AI automation opportunities are growing in this domain, but they should be applied pragmatically. High-value use cases include anomaly detection in time-to-billing flows, predictive identification of invoice exceptions, intelligent routing of failed transactions, contract term extraction for billing setup, and natural-language operational summaries for project and finance leaders. AI can improve decision support and exception management, but it should not replace deterministic controls for financial posting, tax treatment, or approval governance.
Executive recommendations are straightforward. First, treat professional services workflow sync as a revenue operations program, not an isolated IT project. Second, establish a target operating model that defines ownership, approval checkpoints, and integration governance across delivery and finance.

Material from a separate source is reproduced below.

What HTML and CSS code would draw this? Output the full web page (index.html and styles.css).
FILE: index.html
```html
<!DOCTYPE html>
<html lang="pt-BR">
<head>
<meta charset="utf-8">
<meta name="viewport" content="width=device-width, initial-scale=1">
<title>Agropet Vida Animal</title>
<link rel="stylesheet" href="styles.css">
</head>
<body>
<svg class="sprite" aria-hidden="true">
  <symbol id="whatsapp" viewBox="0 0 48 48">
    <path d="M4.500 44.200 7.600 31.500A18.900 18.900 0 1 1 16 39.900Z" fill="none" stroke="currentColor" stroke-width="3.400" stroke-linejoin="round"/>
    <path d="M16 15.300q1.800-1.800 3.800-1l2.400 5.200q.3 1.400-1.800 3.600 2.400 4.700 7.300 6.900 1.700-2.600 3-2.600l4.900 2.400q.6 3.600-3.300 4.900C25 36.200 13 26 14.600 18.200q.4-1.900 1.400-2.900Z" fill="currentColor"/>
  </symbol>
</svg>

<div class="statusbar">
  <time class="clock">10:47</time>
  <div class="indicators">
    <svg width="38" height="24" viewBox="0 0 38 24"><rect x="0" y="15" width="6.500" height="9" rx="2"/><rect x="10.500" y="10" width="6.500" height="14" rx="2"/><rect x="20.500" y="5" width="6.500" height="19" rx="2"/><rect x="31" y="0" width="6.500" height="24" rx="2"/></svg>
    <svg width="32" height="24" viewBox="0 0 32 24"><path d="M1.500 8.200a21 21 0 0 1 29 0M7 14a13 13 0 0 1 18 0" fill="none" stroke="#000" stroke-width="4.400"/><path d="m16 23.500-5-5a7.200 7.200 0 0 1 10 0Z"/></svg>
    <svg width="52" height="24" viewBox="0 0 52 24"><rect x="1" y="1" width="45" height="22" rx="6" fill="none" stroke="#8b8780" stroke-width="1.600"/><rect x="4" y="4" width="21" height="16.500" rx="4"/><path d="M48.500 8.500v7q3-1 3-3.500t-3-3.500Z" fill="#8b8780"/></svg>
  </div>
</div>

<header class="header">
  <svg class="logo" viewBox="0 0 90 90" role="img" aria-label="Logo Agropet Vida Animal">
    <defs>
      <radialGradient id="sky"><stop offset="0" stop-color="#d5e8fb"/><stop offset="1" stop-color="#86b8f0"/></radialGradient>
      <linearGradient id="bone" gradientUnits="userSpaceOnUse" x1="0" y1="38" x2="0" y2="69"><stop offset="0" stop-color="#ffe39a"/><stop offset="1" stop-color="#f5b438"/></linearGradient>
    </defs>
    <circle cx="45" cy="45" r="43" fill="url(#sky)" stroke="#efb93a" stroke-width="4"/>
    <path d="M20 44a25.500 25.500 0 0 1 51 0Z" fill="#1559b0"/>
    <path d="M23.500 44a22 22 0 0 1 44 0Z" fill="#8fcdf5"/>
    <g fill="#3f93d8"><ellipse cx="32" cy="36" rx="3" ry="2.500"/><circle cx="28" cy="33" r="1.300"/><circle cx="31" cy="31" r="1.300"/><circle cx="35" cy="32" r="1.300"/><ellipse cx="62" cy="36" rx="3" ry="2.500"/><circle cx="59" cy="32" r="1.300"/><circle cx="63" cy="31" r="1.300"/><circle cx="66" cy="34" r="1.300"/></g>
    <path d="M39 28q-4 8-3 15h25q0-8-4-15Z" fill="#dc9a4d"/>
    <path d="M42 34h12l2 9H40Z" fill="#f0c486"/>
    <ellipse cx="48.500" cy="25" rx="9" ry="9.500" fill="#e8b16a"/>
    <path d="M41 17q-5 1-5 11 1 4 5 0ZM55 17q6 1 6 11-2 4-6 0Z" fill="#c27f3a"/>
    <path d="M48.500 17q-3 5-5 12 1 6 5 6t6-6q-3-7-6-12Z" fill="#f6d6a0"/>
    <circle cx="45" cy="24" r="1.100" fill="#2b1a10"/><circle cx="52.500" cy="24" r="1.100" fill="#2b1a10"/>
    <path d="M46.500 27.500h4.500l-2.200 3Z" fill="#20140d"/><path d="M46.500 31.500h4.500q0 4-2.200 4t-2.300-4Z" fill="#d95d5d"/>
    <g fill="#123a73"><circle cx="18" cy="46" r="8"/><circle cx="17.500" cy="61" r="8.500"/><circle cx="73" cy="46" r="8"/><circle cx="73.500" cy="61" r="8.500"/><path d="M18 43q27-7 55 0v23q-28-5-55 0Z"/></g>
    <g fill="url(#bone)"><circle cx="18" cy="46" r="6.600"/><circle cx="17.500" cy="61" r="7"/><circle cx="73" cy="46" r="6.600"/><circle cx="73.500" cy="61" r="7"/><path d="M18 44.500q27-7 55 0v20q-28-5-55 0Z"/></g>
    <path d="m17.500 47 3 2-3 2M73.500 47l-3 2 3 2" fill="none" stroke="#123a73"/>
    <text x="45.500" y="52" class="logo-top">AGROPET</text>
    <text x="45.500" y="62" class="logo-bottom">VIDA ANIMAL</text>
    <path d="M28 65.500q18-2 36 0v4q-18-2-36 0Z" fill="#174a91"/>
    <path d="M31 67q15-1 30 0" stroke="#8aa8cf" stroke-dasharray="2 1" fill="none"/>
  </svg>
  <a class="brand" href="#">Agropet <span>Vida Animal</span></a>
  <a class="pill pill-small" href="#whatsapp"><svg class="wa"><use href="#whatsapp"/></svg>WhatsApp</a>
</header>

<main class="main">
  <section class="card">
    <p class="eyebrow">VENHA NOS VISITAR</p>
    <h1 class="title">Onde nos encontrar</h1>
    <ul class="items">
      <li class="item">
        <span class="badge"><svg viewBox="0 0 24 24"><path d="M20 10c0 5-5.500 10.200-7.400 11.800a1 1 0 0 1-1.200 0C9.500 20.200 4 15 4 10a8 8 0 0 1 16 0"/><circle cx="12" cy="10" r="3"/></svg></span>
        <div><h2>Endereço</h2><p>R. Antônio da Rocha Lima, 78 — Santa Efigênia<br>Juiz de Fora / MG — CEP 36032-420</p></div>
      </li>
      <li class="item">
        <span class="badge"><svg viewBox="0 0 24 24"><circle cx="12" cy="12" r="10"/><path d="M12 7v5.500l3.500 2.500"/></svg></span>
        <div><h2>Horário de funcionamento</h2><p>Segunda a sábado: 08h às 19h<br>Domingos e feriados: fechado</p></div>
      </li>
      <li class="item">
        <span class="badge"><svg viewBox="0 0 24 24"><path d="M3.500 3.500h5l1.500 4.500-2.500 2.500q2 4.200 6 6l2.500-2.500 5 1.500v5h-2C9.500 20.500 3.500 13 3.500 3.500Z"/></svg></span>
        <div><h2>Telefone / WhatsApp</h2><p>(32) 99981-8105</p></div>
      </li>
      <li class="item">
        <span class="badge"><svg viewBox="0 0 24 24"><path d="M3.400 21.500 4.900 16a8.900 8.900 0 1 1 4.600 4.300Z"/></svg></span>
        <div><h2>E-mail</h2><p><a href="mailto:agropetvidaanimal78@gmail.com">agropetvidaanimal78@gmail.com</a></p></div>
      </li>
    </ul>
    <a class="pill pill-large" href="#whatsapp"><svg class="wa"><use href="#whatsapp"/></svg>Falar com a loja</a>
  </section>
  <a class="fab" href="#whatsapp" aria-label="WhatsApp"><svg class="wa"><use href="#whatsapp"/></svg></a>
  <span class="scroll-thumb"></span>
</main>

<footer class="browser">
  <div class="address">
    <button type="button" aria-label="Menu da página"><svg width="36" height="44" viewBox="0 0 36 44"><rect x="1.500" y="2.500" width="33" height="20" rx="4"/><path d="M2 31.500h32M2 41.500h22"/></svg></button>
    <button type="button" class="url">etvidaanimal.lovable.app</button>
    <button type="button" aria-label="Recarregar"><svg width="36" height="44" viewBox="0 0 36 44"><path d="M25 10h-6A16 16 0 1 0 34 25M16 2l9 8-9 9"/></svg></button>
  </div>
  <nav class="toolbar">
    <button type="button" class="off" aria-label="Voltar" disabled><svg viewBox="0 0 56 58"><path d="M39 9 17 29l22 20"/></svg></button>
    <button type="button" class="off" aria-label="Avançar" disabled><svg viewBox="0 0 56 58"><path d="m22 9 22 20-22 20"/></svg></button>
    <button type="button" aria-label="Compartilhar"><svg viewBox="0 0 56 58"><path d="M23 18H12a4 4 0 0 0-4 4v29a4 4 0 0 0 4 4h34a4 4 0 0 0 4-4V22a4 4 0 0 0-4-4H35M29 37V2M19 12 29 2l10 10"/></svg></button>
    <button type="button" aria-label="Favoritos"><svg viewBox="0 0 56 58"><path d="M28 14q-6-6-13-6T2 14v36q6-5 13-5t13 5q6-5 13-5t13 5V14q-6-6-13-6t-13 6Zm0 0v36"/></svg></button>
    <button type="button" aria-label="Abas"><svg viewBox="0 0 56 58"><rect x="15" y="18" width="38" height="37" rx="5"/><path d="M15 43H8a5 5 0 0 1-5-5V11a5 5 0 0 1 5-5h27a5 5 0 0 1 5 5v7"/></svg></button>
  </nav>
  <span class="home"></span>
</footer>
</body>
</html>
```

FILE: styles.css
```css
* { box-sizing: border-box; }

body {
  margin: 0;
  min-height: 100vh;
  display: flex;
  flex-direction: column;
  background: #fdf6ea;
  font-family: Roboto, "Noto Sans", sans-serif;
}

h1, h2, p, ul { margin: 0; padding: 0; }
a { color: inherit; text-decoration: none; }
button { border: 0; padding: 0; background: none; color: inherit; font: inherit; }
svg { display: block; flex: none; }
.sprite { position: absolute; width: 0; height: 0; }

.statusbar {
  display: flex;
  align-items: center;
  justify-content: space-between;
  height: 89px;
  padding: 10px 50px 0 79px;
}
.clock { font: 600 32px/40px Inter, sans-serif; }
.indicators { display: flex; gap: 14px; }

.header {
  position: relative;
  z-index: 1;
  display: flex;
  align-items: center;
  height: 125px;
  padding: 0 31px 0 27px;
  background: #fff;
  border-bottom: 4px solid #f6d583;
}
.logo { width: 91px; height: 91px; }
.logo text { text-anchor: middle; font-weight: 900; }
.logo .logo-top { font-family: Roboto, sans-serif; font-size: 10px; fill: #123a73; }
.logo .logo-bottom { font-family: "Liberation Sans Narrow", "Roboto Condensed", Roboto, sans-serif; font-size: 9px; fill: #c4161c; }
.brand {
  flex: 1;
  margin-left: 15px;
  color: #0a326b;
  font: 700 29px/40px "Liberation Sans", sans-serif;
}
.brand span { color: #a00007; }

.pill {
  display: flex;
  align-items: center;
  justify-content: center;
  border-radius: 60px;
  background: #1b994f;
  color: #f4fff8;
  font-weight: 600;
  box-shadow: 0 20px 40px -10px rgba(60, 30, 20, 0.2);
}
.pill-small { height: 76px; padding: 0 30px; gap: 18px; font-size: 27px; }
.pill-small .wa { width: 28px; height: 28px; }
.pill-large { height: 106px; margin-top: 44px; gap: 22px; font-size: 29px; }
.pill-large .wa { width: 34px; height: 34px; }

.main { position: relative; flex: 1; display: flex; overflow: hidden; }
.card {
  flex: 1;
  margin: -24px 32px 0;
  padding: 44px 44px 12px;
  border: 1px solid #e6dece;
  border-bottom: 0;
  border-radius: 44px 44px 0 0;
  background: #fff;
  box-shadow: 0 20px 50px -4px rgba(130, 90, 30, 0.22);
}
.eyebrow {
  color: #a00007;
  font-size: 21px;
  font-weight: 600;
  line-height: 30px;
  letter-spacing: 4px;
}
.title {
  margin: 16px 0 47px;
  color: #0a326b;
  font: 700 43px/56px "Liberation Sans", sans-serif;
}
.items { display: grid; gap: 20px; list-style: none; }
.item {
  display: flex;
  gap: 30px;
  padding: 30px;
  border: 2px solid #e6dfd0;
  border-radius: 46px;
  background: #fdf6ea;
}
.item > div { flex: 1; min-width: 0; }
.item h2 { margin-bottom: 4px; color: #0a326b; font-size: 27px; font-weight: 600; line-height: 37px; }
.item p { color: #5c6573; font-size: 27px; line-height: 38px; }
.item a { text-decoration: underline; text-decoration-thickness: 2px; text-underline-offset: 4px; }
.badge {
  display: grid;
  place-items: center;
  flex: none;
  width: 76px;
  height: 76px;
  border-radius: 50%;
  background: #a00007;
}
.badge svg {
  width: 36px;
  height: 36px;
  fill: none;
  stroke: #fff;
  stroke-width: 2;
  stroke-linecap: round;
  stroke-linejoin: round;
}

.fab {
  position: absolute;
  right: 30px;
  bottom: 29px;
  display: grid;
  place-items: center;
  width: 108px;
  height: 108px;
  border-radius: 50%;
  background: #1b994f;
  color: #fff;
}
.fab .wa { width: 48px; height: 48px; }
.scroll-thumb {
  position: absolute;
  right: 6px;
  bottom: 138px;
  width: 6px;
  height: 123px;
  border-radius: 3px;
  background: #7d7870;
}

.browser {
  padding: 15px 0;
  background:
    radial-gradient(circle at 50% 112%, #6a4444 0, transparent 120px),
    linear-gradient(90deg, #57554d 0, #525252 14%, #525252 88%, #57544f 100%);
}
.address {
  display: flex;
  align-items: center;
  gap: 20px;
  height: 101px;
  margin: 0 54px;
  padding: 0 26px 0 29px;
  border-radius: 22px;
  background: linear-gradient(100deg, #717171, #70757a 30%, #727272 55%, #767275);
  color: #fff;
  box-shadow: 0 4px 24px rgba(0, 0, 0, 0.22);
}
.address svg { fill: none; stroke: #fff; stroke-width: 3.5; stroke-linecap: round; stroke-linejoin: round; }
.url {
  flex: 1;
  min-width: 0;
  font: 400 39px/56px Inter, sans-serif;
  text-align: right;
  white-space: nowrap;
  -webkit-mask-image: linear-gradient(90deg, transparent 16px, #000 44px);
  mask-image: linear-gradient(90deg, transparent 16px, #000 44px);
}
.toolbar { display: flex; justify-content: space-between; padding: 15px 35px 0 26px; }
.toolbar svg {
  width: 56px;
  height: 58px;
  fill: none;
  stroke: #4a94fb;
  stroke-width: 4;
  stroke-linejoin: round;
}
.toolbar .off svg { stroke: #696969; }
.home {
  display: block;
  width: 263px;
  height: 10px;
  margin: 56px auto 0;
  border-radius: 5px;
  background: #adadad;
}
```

Third, adopt a hybrid API and middleware architecture that supports both responsiveness and control. Fourth, invest in observability and reconciliation as core capabilities. Finally, design for future extensibility, because new billing models, AI services, customer portals, and ecosystem partners will continue to expand the integration surface.
Looking ahead, the market is moving toward event-native ERP interoperability, stronger API product management, embedded workflow intelligence, and more standardized cloud integration patterns. For Odoo-centered professional services environments, the firms that perform best will be those that combine disciplined governance with flexible architecture. The goal is not simply to connect systems. It is to create a reliable operational fabric that turns delivery activity into accurate, timely, and auditable revenue.